The City of Glendale is ratcheting up pressure to for the sale of the Phoenix Coyotes to be finalized, but the tactics haven't worked and have only raised questions about whether the deal will go ahead.
The sale has dragged on for months with no end in sight. The NHL is trying to sell the club for $170-million to Chicago businessman Matthew Hulsizer but the deal can't close until Glendale completes a $116-million bond offering. Most of that money is supposed to go to Hulsizer to help him pay for the club. In return the city is to get all the revenue from 5,500 parking spots around the Jobing.com arena, a city-owned venue where the Coyotes play.
But the bond offering has hit a snag.
The Goldwater Institute, a public policy group, has indicated it is considering legal action to block the offering. The Institute argues the deal with Hulsizer violates Arizona's constitution which forbids local governments from providing subsidies to businesses unless the government receives comparable, direct benefits in return. The city rejects those arguments and insists the deal is legal.
A lawyer representing the city has made it clear time is running out and a deal has to be reached soon. "Time is of the essence," Jordan Rose, the Scottsdale, Ariz,-based lawyer, said on Friday.
Goldwater Institute CEO Darcy Olsen said Rose went further last week by warning the deal would die within 24 hours if Goldwater didn't stop holding things up by threatening litigation.
"A couple of days ago we heard the deal would be off in 24 hours if we didn't make a decision," Olsen said.
The deadline passed and Olsen said the group hasn't been given another ultimatum. Rose denied making the comment.
In an e-mail, NHL deputy commissioner Bill Daly said the league is monitoring the process and added: "We have neither set nor issued any deadlines or ultimatums."
A decision either way by Goldwater would at least give some certainty to the process and allow Glendale to either pull the offering and renegotiate the deal, or proceed and take its chances in court.
Olsen said the Institute is still reviewing the proposal and has been pressing the city in court to turn over documents related to the deal. The group received 150 pages of material from the city on Friday. "Glendale negotiated this under the cover of darkness and we will not make a decision [on whether to sue]until all the facts are known," she said.
To up the ante, the Institute recently sent a letter to several brokerage firms underwriting the bond offering and to rating agencies telling them a lawsuit over the sale could be coming. The letter notes that if the group sues investors in the bonds "could face the risk that the transaction would be held unconstitutional and void."

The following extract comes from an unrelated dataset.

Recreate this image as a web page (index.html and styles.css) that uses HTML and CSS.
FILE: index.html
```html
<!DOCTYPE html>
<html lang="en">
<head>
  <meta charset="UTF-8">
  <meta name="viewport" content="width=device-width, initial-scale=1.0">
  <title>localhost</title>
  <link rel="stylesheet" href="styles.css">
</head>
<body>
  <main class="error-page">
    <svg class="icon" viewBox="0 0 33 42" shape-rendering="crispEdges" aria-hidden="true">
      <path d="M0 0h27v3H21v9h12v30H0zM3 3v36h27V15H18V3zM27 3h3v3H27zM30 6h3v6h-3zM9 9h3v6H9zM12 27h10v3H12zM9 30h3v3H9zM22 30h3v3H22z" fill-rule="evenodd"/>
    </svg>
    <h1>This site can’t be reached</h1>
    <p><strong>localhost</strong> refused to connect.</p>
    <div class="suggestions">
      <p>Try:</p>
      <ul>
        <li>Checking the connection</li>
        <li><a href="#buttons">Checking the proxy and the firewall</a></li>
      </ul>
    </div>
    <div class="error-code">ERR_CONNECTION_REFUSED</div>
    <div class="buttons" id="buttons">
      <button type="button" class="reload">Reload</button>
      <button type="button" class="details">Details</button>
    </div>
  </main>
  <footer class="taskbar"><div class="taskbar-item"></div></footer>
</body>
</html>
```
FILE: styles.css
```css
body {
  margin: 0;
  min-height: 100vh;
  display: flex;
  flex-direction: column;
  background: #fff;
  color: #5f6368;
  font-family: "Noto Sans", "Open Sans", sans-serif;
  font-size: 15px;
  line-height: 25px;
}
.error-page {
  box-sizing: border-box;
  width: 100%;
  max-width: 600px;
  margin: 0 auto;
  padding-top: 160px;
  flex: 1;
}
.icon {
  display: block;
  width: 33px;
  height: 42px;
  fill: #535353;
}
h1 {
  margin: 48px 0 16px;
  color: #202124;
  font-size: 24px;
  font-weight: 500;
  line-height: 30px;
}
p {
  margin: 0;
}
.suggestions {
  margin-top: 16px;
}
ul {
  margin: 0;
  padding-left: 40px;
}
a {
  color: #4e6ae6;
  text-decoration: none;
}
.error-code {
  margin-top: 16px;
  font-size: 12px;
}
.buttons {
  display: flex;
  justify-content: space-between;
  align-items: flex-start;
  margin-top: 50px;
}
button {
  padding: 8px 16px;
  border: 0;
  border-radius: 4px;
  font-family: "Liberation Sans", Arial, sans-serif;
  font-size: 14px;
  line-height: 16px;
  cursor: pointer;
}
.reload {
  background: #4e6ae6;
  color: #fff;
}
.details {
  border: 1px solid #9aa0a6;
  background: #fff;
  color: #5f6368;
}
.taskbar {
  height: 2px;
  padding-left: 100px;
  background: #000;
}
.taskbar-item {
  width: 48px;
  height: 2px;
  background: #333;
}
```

Olsen defended the Institute's conduct and said threats from the city won't work.
"It's kind of fruitless to try to put pressure on the Goldwater Institute," she said. "We do what's right come hell or high water. That's how it goes."
Meanwhile, there are also developments concerning another beleaguered NHL franchise, the Atlanta Thrashers.
There is word out of that city that two groups of investors are stepping up their interest in the Thrashers, Atlanta Hawks of the NBA, and the Philips Arena where the teams play.
The Thrashers' owners, a dysfunctional consortium known as Atlanta Spirit, have made no secret of their desire to unload the hockey club, and the Atlanta Journal-Constitution reported that one of the groups sat down with the NHL on Thursday and has also met with NBA officials.
The newspaper reported it will likely be another month before actual negotiations on a sale begin.
The NHL's preferred option is for the money-losing team to stay put - it has been trying to drum up ownership interest - but fans in Winnipeg and Quebec City, in particular, will be watching keenly.
Sources in Quebec City say they've received no signal from the league that a relocation is in the cards, but it seems clear the city could accommodate a team on short notice.
The municipal administration last week indicated it would cost between $4-$10 million to renovate the creaky, 61-year-old Colisée in order to make it NHL-worthy - work that could be accomplished quickly should the opportunity to move a team arise.
Plans to build a new arena are pressing ahead, a spokesman for Mayor Régis Labeaume recently said an eventual Colisée renovation depends largely on whether the city decides to go ahead with a bid for the 2022 Winter Olympics. Should the city elect not to mount a bid, in which a renovated Colisée would otherwise feature, it seems unlikely it would dedicate considerable sums to refurbishing a building that will face the wrecking ball once work on the new facility is completed in 2015.